In May 2016, under President Obama, the Department of Education and the Department of Justice issued guidance to all public schools explaining that Title IX, the Federal non-discrimination law that prohibits sex discrimination in education, should be interpreted to mean that transgender students must be treated fairly and equally in school. This week, the same Departments under Trump reversed this guidance, which sends the message that states and local districts may choose to discriminate against trans students.
On March 28, the United States Supreme Court will hear Gloucester County School Board v. G.G., a case about a 17-year-old transgender student named Gavin Grimm who is suing his school district for discrimination under Title IX because the school singled him out and treated him differently simply because he is transgender.
According to the National Center for Transgender Equality, transgender students already face extremely high rates of harassment and bullying in schools.
- The majority of respondents who were open about being transgender while in school (K-12) experienced some form of mistreatment, including verbal harassment (54%), physical attack (24%), and sexual assault (13%)

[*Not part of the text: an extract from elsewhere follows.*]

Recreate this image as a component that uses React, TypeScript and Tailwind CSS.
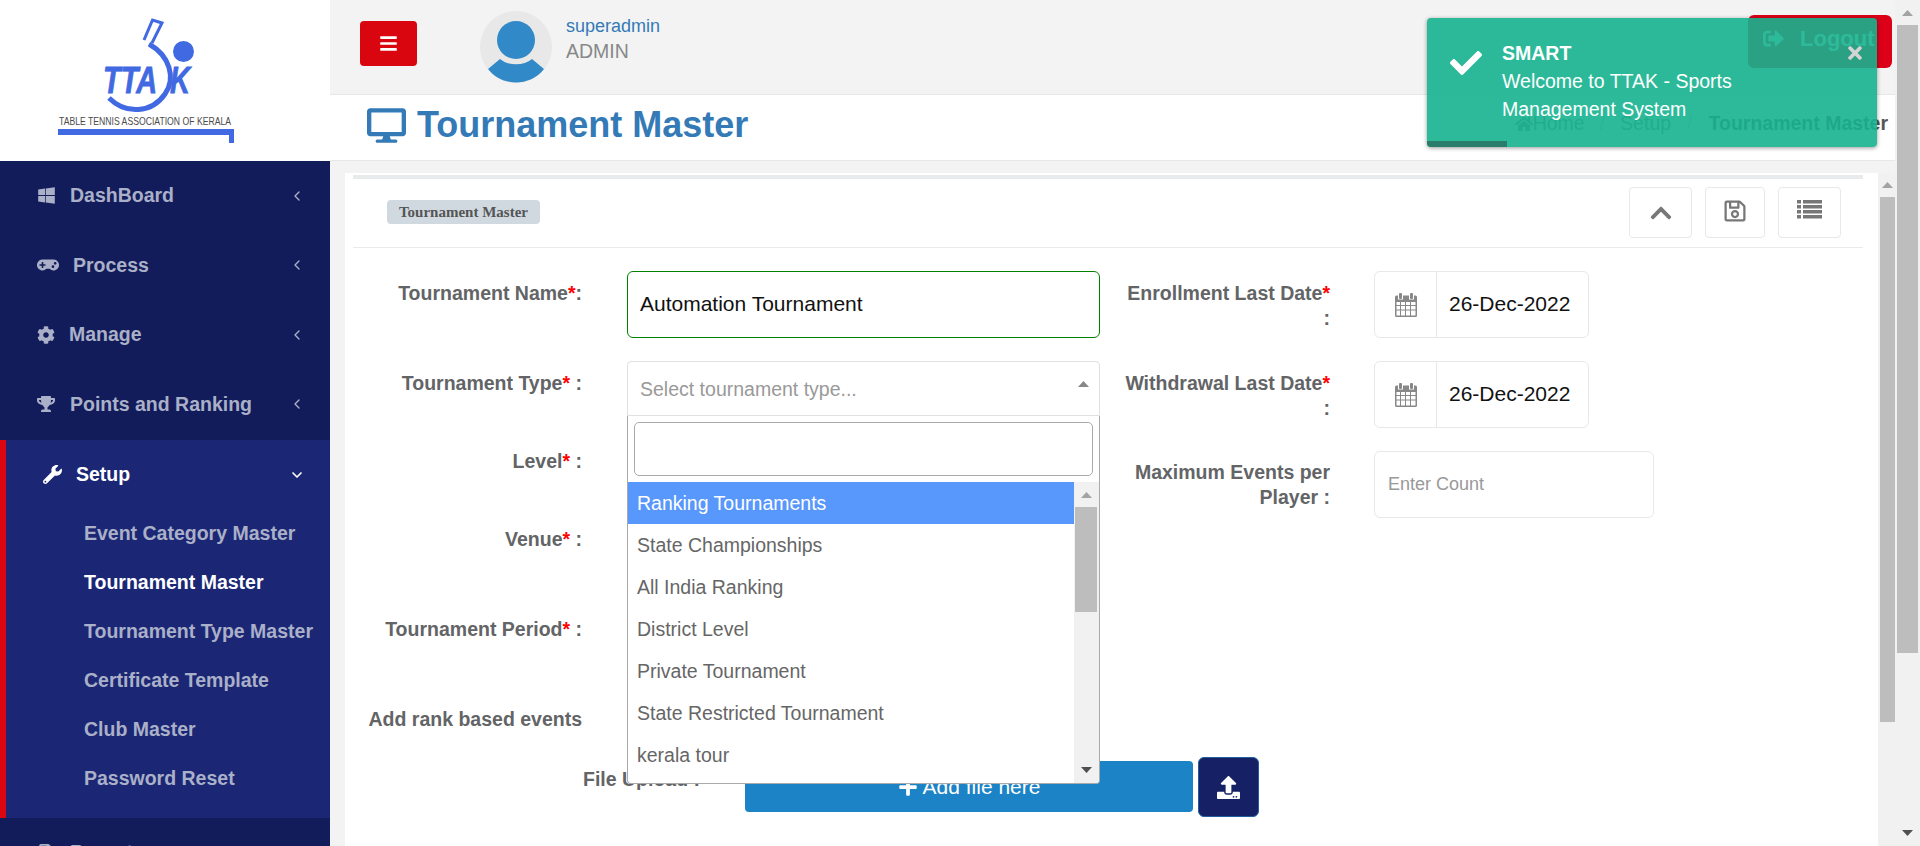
import React from "react";
import { ChevronDown, ChevronLeft } from "lucide-react";
import {
  FaBars,
  FaCheck,
  FaChevronUp,
  FaCog,
  FaDesktop,
  FaGamepad,
  FaHome,
  FaPlus,
  FaRegFileAlt,
  FaRegSave,
  FaSignOutAlt,
  FaTimes,
  FaTrophy,
  FaUpload,
  FaWindows,
  FaWrench,
} from "react-icons/fa";

const font = { fontFamily: '"Liberation Sans", Arial, sans-serif' };

const Logo = () => (
  <svg width="330" height="161" viewBox="0 0 330 161">
    <path d="M144 40 L152.5 20 L162 23 L152 43" fill="none" stroke="#4169e1" strokeWidth="3" />
    <path d="M149 44 C170 56 176 78 165 94 C152 113 126 115 109 98" fill="none" stroke="#4169e1" strokeWidth="5" />
    <circle cx="183.5" cy="51.5" r="10.5" fill="#4169e1" />
    <text x="103" y="93" fontSize="36" fontWeight="700" fontStyle="italic" fill="#4169e1" stroke="#4169e1" strokeWidth="0.8" textLength="54" lengthAdjust="spacingAndGlyphs" fontFamily="Liberation Sans">TTA</text>
    <text x="170" y="93" fontSize="36" fontWeight="700" fontStyle="italic" fill="#4169e1" stroke="#4169e1" strokeWidth="0.8" textLength="20" lengthAdjust="spacingAndGlyphs" fontFamily="Liberation Sans">K</text>
    <text x="59" y="125" fontSize="11" fill="#4a4a4a" textLength="172" lengthAdjust="spacingAndGlyphs" fontFamily="Liberation Sans">TABLE TENNIS ASSOCIATION OF KERALA</text>
    <path d="M58 129 H234 V143 H229 V135 H58 Z" fill="#4169e1" />
  </svg>
);

const MenuItem = ({ icon, label, iconBox = "w-[33px]" }: { icon: React.ReactNode; label: string; iconBox?: string }) => (
  <div className="h-[69.5px] flex items-center pl-[37px] pr-[25px] text-[#aab0c8] text-[19.5px] font-bold">
    <span className={`${iconBox} flex items-center`}>{icon}</span>
    <span>{label}</span>
    <ChevronLeft size={16} strokeWidth={2} className="ml-auto" />
  </div>
);

const subItems = ["Event Category Master", "Tournament Master", "Tournament Type Master", "Certificate Template", "Club Master", "Password Reset"];

const Sidebar = () => (
  <div className="w-[330px] shrink-0 flex flex-col h-full overflow-hidden">
    <div className="h-[161px] bg-white shrink-0">
      <Logo />
    </div>
    <div className="flex-1 bg-[#131c5a]">
      <MenuItem icon={<FaWindows className="text-[19px]" />} label="DashBoard" />
      <MenuItem icon={<FaGamepad className="text-[22px]" />} label="Process" iconBox="w-[36px]" />
      <MenuItem icon={<FaCog className="text-[18px]" />} label="Manage" iconBox="w-[32px]" />
      <MenuItem icon={<FaTrophy className="text-[18px]" />} label="Points and Ranking" />
      <div className="mt-[1px] h-[378px] bg-[#1b2775] border-l-[6px] border-[#dc0610]">
        <div className="h-[69.5px] flex items-center pl-[37px] pr-[25px] text-white text-[19.5px] font-bold">
          <FaWrench className="text-[19px] w-[33px] pr-[14px]" />
          <span>Setup</span>
          <ChevronDown size={16} strokeWidth={2.5} className="ml-auto" />
        </div>
        {subItems.map((s) => (
          <div key={s} className={`h-[49px] flex items-center pl-[78px] text-[19.5px] font-bold ${s === "Tournament Master" ? "text-white" : "text-[#aab0c8]"}`}>
            {s}
          </div>
        ))}
      </div>
      <div className="h-[69px] flex items-center pl-[37px] text-[#aab0c8] text-[19.5px] font-bold">
        <FaRegFileAlt className="text-[18px] w-[33px] pr-[15px]" />
        <span>Reports</span>
      </div>
    </div>
  </div>
);

const Avatar = () => (
  <svg width="72" height="72" viewBox="0 0 72 72" className="shrink-0">
    <circle cx="36" cy="36" r="36" fill="#e8e8e8" />
    <circle cx="36" cy="29" r="19" fill="#3289c8" />
    <path d="M8 58 L20 48 C28 55 44 55 52 48 L64 58 C50 76 22 76 8 58 Z" fill="#3289c8" />
  </svg>
);

const Header = () => (
  <div className="h-[95px] shrink-0 bg-[#f3f3f3] border-b border-[#e6e7e8] flex items-start pt-[11px] pr-[3px]">
    <button className="w-[57px] h-[45px] mt-[10px] ml-[30px] rounded bg-[#d9060f] text-white flex items-center justify-center">
      <FaBars className="text-[19px]" />
    </button>
    <div className="ml-[63px]">
      <Avatar />
    </div>
    <div className="ml-[14px] mt-[3px]">
      <div className="text-[18px] leading-[24px] text-[#337ab7]">superadmin</div>
      <div className="text-[19.5px] leading-[27px] text-[#888]">ADMIN</div>
    </div>
    <button className="ml-auto mt-[4px] w-[144px] h-[53px] rounded-md bg-[#dc0019] text-white text-[22px] font-bold flex items-center pl-[15px] gap-[16px] pb-[6px]">
      <FaSignOutAlt className="text-[21px]" />
      Logout
    </button>
  </div>
);

const TitleBar = () => (
  <div className="h-[66px] shrink-0 bg-white border-b border-[#e6e8ec] flex items-center pl-[37px] pr-[7px]">
    <FaDesktop className="text-[39px] text-[#337ab7] -mt-[5px]" />
    <h1 className="ml-[11px] text-[36px] font-bold text-[#337ab7] -mt-[5px]">Tournament Master</h1>
    <div className="ml-auto flex items-center text-[19.5px] text-[#777] -mt-[7px]">
      <FaHome className="text-[18px]" />
      <span>Home</span>
      <span className="mx-[15px] text-[#ccc]">/</span>
      <span>Setup</span>
      <span className="mx-[16px] text-[#ccc]">/</span>
      <span className="font-bold text-[#555]">Tournament Master</span>
    </div>
  </div>
);

const Arrow = ({ up, color = "#a3a3a3" }: { up?: boolean; color?: string }) => (
  <svg width="11" height="6" viewBox="0 0 11 6">
    <path d={up ? "M5.5 0 L11 6 H0 Z" : "M0 0 H11 L5.5 6 Z"} fill={color} />
  </svg>
);

const Req = () => <span className="text-[#f00]">*</span>;

const Label = ({ children, className = "" }: { children: React.ReactNode; className?: string }) => (
  <div className={`shrink-0 text-right text-[19.5px] leading-[25px] font-bold text-[#626466] ${className}`}>{children}</div>
);

const CalendarIcon = () => (
  <svg width="22" height="24" viewBox="0 0 22 24" fill="#888">
    <rect x="4" y="0" width="3" height="6" rx="1" />
    <rect x="15" y="0" width="3" height="6" rx="1" />
    <path d="M1.5 2.5 H3 V6.5 H8 V2.5 H14 V6.5 H19 V2.5 H20.5 A1.5 1.5 0 0 1 22 4 V22.5 A1.5 1.5 0 0 1 20.5 24 H1.5 A1.5 1.5 0 0 1 0 22.5 V4 A1.5 1.5 0 0 1 1.5 2.5 Z M1.5 9 V12 H5 V9 Z M6 9 V12 H10 V9 Z M11 9 V12 H15 V9 Z M16 9 V12 H20.5 V9 Z M1.5 13 V16.5 H5 V13 Z M6 13 V16.5 H10 V13 Z M11 13 V16.5 H15 V13 Z M16 13 V16.5 H20.5 V13 Z M1.5 17.5 V22.5 H5 V17.5 Z M6 17.5 V22.5 H10 V17.5 Z M11 17.5 V22.5 H15 V17.5 Z M16 17.5 V22.5 H20.5 V17.5 Z" fillRule="evenodd" />
  </svg>
);

const ListIcon = () => (
  <svg width="25" height="19" viewBox="0 0 25 19" fill="#777">
    <rect x="0" y="0" width="4" height="3.5" />
    <rect x="6" y="0" width="19" height="3.5" />
    <rect x="0" y="5" width="4" height="3.5" />
    <rect x="6" y="5" width="19" height="3.5" />
    <rect x="0" y="10" width="4" height="3.5" />
    <rect x="6" y="10" width="19" height="3.5" />
    <rect x="0" y="15" width="4" height="3.5" />
    <rect x="6" y="15" width="19" height="3.5" />
  </svg>
);

const DateBox = () => (
  <div className="w-[215px] h-[67px] border border-[#e8e8e8] rounded-md flex items-center">
    <div className="w-[62px] h-full border-r border-[#e8e8e8] flex items-center justify-center">
      <CalendarIcon />
    </div>
    <span className="pl-[12px] pb-[2px] text-[21px] text-[#111]">26-Dec-2022</span>
  </div>
);

const options = ["Ranking Tournaments", "State Championships", "All India Ranking", "District Level", "Private Tournament", "State Restricted Tournament", "kerala tour"];

const Dropdown = () => (
  <div className="absolute -left-px top-[54px] z-10 w-[473px] h-[368px] bg-white border border-t-0 border-[#aaa] rounded-b flex flex-col overflow-hidden">
    <div className="h-[66px] shrink-0 pt-[6px] pl-[6px]">
      <div className="w-[459px] h-[54px] border border-[#aaa] rounded-[5px]" />
    </div>
    <div className="flex flex-1 min-h-0">
      <div className="w-[446px]">
        {options.map((o, i) => (
          <div key={o} className={`h-[42px] flex items-center pl-[9px] pt-[1px] text-[19.5px] ${i === 0 ? "bg-[#5897fb] text-white" : "text-[#666]"}`}>
            {o}
          </div>
        ))}
      </div>
      <div className="flex-1 bg-[#f1f1f1] flex flex-col items-center pr-[1px]">
        <div className="mt-[10px]">
          <Arrow up />
        </div>
        <div className="mt-[9px] w-[22px] h-[105px] bg-[#bdbdbd]" />
        <div className="mt-auto mb-[10px]">
          <Arrow color="#505050" />
        </div>
      </div>
    </div>
  </div>
);

const IconBtn = ({ children, w = "w-[63px]" }: { children: React.ReactNode; w?: string }) => (
  <div className={`${w} h-[51px] border border-[#e8e8e8] rounded flex items-center justify-center text-[#777]`}>{children}</div>
);

const Card = () => (
  <div className="flex-1 bg-white pl-[8px] pr-[15px] pt-[2px] h-full overflow-hidden">
    <div className="h-[4px] bg-[#e8eaec]" />
    <div className="h-[69px] border-b border-[#e8eaec] flex items-start">
      <div className="mt-[21px] ml-[34px] w-[153px] h-[24px] rounded bg-[#d0d9e0] text-center text-[15px] leading-[24px] font-bold text-[#555]" style={{ fontFamily: '"Liberation Serif", serif' }}>
        Tournament Master
      </div>
      <div className="ml-auto mr-[22px] mt-[8px] flex gap-[13px]">
        <IconBtn>
          <FaChevronUp className="text-[24px]" />
        </IconBtn>
        <IconBtn w="w-[60px]">
          <FaRegSave className="text-[24px] -mt-[4px]" />
        </IconBtn>
        <IconBtn>
          <span className="-mt-[6px] flex">
            <ListIcon />
          </span>
        </IconBtn>
      </div>
    </div>
    <div className="flex pt-[23px]">
      <div className="w-[747px] shrink-0">
        <div className="flex h-[90px]">
          <Label className="w-[229px] mt-[10px]">
            Tournament Name<Req />:
          </Label>
          <div className="ml-[45px] w-[473px] h-[67px] shrink-0 border border-[#008000] rounded-md flex items-center pl-[12px] pb-[2px] text-[21px] text-[#111]">Automation Tournament</div>
        </div>
        <div className="flex h-[88px]">
          <Label className="w-[229px] mt-[10px]">
            Tournament Type<Req /> :
          </Label>
          <div className="relative ml-[45px] w-[473px] h-[55px] shrink-0 border border-[#e0e0e0] rounded-t flex items-center pl-[12px] pr-[10px] text-[19.5px] text-[#999]">
            <span className="mt-[2px]">Select tournament type...</span>
            <span className="ml-auto -mt-[10px] flex">
              <Arrow up color="#888" />
            </span>
            <Dropdown />
          </div>
        </div>
        <Label className="w-[229px] h-[78px]">
          Level<Req /> :
        </Label>
        <Label className="w-[229px] h-[90px]">
          Venue<Req /> :
        </Label>
        <Label className="w-[229px] h-[90px]">
          Tournament Period<Req /> :
        </Label>
        <Label className="w-[229px] h-[60px]">Add rank based events</Label>
        <div className="flex items-start">
          <Label className="w-[347px]">File Upload :</Label>
          <button className="ml-[45px] -mt-[6px] w-[448px] h-[51px] shrink-0 rounded bg-[#1c83c6] text-white text-[21px] flex items-center justify-center gap-[5px]">
            <FaPlus className="text-[20px]" />
            Add file here
          </button>
          <button className="ml-[5px] -mt-[10px] w-[61px] h-[60px] shrink-0 rounded-md bg-[#162064] border border-[#1f5f9f] text-white flex items-center justify-center">
            <FaUpload className="text-[23px]" />
          </button>
        </div>
      </div>
      <div>
        <div className="flex h-[90px]">
          <Label className="w-[230px] pl-[20px] mt-[10px]">
            Enrollment Last Date<Req /> :
          </Label>
          <div className="ml-[44px]">
            <DateBox />
          </div>
        </div>
        <div className="flex h-[90px]">
          <Label className="w-[230px] pl-[20px] mt-[10px]">
            Withdrawal Last Date<Req /> :
          </Label>
          <div className="ml-[44px]">
            <DateBox />
          </div>
        </div>
        <div className="flex">
          <Label className="w-[230px] pl-[20px] mt-[9px]">Maximum Events per Player :</Label>
          <div className="ml-[44px] w-[280px] h-[67px] shrink-0 border border-[#e8e8e8] rounded-md flex items-center pl-[13px] text-[18px] text-[#999]">Enter Count</div>
        </div>
      </div>
    </div>
  </div>
);

const Toast = () => (
  <div className="absolute left-[1427px] top-[18px] z-20 w-[450px] h-[129px] rounded bg-[#16b28f]/90 shadow-[0_1px_4px_rgba(0,0,0,0.4)] overflow-hidden text-white text-[19.5px] leading-[28px]">
    <FaCheck className="absolute left-[23px] top-[29px] text-[32px]" />
    <div className="ml-[75px] mt-[22px] w-[290px]">
      <div className="font-bold leading-[27px]">SMART</div>
      <div>Welcome to TTAK - Sports Management System</div>
    </div>
    <FaTimes className="absolute right-[12px] top-[25px] text-[20px] text-[#d4d4d4]" />
    <div className="absolute left-0 bottom-0 h-[6px] w-[80px] bg-[#2a7d6b]" />
  </div>
);

const App = () => {
  return (
    <div className="relative w-[1920px] h-[846px] flex overflow-hidden bg-white" style={font}>
      <Sidebar />
      <div className="flex-1 flex flex-col min-w-0">
        <Header />
        <TitleBar />
        <div className="flex-1 flex min-h-0 bg-[#f3f3f3] pt-[12px] pl-[15px]">
          <Card />
          <div className="w-[17px] shrink-0 bg-[#f1f1f1] flex flex-col items-end">
            <div className="w-[15px] flex justify-center mt-[9px]">
              <Arrow up />
            </div>
            <div className="w-[15px] h-[525px] bg-[#bdbdbd] mt-[9px]" />
          </div>
        </div>
      </div>
      <div className="w-[25px] shrink-0 bg-[#f1f1f1] flex flex-col items-center pr-[1px]">
        <div className="mt-[10px]">
          <Arrow up />
        </div>
        <div className="w-[21px] h-[628px] bg-[#bdbdbd] mt-[9px]" />
        <div className="mt-auto mb-[10px]">
          <Arrow color="#505050" />
        </div>
      </div>
      <Toast />
    </div>
  );
};

export default App;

- 17% experienced such severe mistreatment that they withdrew from school
- Forty percent of respondents (40%) have attempted suicide, nearly 9x the rate in the U.S. population (4.6%)
- Seven percent (7%) attempted suicide in the past year nearly 12x the rate in the U.S. population (0.6%)
This strong show of support from national education and civil rights organizations with unions representing educators indicates an understanding that all students should have the opportunity to learn in safe and affirming school environments.